The skyline of Honolulu Hawaii on a cloudy day

Honolulu, Hawaii 

This is not a metaphor. Was it before his funeral? During? After? But, whichever time, my sister and I recollected how, the first time we went to my grandparents’ beloved Hawaii, we strolled with Grandpa by the Ala Wai Canal, a wide polluted channel which bounds and drains Waikiki. How he demonstrated his peculiar gift: Lobbing globular, yellowing blobs of spit from his mouth into the murky water. Our wide-eyed awe, delight, as the fish surfaced, eating his saliva, lump by lump. We copied him, leaning as far as our tiny bodies could over the concrete guardrail, but our spit was thin, flavorless. That must be it, because there were no takers breaching the sluggish water. We tried again, years later, before he and my grandmother died, on our second trip to Honolulu, but no fish wanted us, anything of us. I have my theories. Grandpa had diabetes, among other conditions—perhaps his body chemistry had altered his spit, made it palatable, nourishing even, to the fish?

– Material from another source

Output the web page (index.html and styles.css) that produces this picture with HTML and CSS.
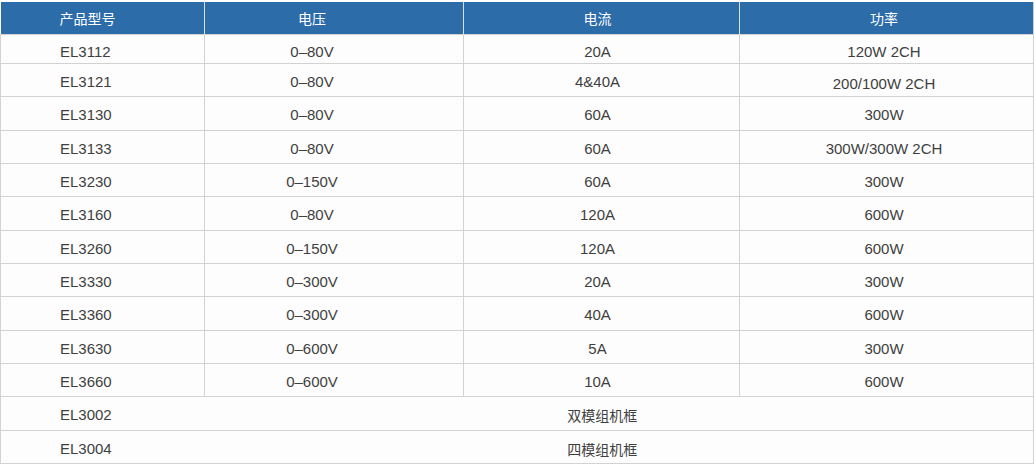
FILE: index.html
```html
<!DOCTYPE html>
<html lang="zh-CN">
<head>
<meta charset="utf-8">
<title>产品型号</title>
<link rel="stylesheet" href="styles.css">
</head>
<body>
<table class="spec">
  <colgroup>
    <col class="c1"><col class="c2"><col class="c3"><col class="c4">
  </colgroup>
  <thead>
    <tr>
      <th class="m">产品型号</th><th class="v">电压</th><th class="a">电流</th><th class="p">功率</th>
    </tr>
  </thead>
  <tbody>
    <tr class="first"><td class="m">EL3112</td><td class="v">0–80V</td><td class="a">20A</td><td class="p">120W 2CH</td></tr>
    <tr><td class="m">EL3121</td><td class="v">0–80V</td><td class="a">4&amp;40A</td><td class="p low">200/100W 2CH</td></tr>
    <tr><td class="m">EL3130</td><td class="v">0–80V</td><td class="a">60A</td><td class="p">300W</td></tr>
    <tr><td class="m">EL3133</td><td class="v">0–80V</td><td class="a">60A</td><td class="p">300W/300W 2CH</td></tr>
    <tr><td class="m">EL3230</td><td class="v">0–150V</td><td class="a">60A</td><td class="p">300W</td></tr>
    <tr><td class="m">EL3160</td><td class="v">0–80V</td><td class="a">120A</td><td class="p">600W</td></tr>
    <tr><td class="m">EL3260</td><td class="v">0–150V</td><td class="a">120A</td><td class="p">600W</td></tr>
    <tr><td class="m">EL3330</td><td class="v">0–300V</td><td class="a">20A</td><td class="p">300W</td></tr>
    <tr><td class="m">EL3360</td><td class="v">0–300V</td><td class="a">40A</td><td class="p">600W</td></tr>
    <tr><td class="m">EL3630</td><td class="v">0–600V</td><td class="a">5A</td><td class="p">300W</td></tr>
    <tr><td class="m">EL3660</td><td class="v">0–600V</td><td class="a">10A</td><td class="p">600W</td></tr>
    <tr class="frame"><td class="m">EL3002</td><td class="span" colspan="3">双模组机框</td></tr>
    <tr class="frame"><td class="m">EL3004</td><td class="span" colspan="3">四模组机框</td></tr>
  </tbody>
</table>
</body>
</html>
```

FILE: styles.css
```css
html, body {
  margin: 0;
  padding: 0;
  background: #ffffff;
}
body {
  padding-top: 2px;
  font-family: "Liberation Sans", Arial, "Noto Sans CJK SC", sans-serif;
  font-size: 15px;
  color: #3f3f3f;
}
.spec {
  border-collapse: collapse;
  table-layout: fixed;
  width: 1033px;
}
.c1 { width: 204px; }
.c2 { width: 259px; }
.c3 { width: 276px; }
.c4 { width: 294px; }

.spec th {
  background: #2c6ca9;
  color: #ffffff;
  font-weight: normal;
  font-family: "Noto Sans CJK SC", sans-serif;
  font-size: 14px;
  height: 32px;
  padding: 0;
  border-left: 1px solid #d7dfe8;
  border-right: 1px solid #d7dfe8;
  line-height: 20px;
  vertical-align: middle;
}
.spec th:first-child { border-left: none; }
.spec th:last-child { border-right: 1px solid #cfcfcf; }

.spec td {
  background: #fdfdfd;
  border: 1px solid #d2d2d2;
  height: 32px;
  padding: 4px 0 0 0;
  line-height: 18px;
  vertical-align: middle;
  text-align: center;
  box-sizing: border-box;
}
.spec tr.first td { height: 29px; padding-top: 5px; }
.spec tbody tr:not(.first) td { height: 33.33px; }

.spec .m { text-align: left; padding-left: 59px; }
.spec .v { text-align: center; padding-right: 44px; }
.spec .a { text-align: center; padding-right: 8px; }
.spec .p { text-align: center; padding-right: 5px; }
.spec td.low { padding-top: 8px; }

.spec tr.frame td.m { border-right: none; }
.spec .span {
  border-left: none;
  text-align: center;
  padding-right: 33px;
  font-family: "Noto Sans CJK SC", sans-serif;
  font-size: 14px;
}
```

More fancifully, was it age? The decades he had on us, thickening, flavoring his saliva with everything he had ever eaten, mountains of rice and filet mignon and lobsters and lambchops marinated with his closely guarded recipe. The Internet says, sagely, that the custom of spitting on bait before fishing is for good luck. What about spit could draw fish to you, to certain death and consumption? People can, in dire situations, use saliva to clean themselves. Perhaps spit can erase the coming danger from the fish, as if purifying bait of fishermen’s culinary intentions. I am thinking now of when I taught my students a poetry collection by a fellow Filipino diaspora writer, how they thought the crucifixions in the poems were metaphorical. Their gaping mouths when I explained that no, in my mother’s native Pampanga, people willingly and literally crucify themselves, a bloody tribute to their adored Christ. I come from a people whose faith is physical, enacted in flesh. Here in the Hawaii my grandparents loved, after they both died within the sacred forty days, one after the other, I can feel them here. Like they’re walking next to me, shadowing each step. Like if I spit into the canal, the water’s surface will break. 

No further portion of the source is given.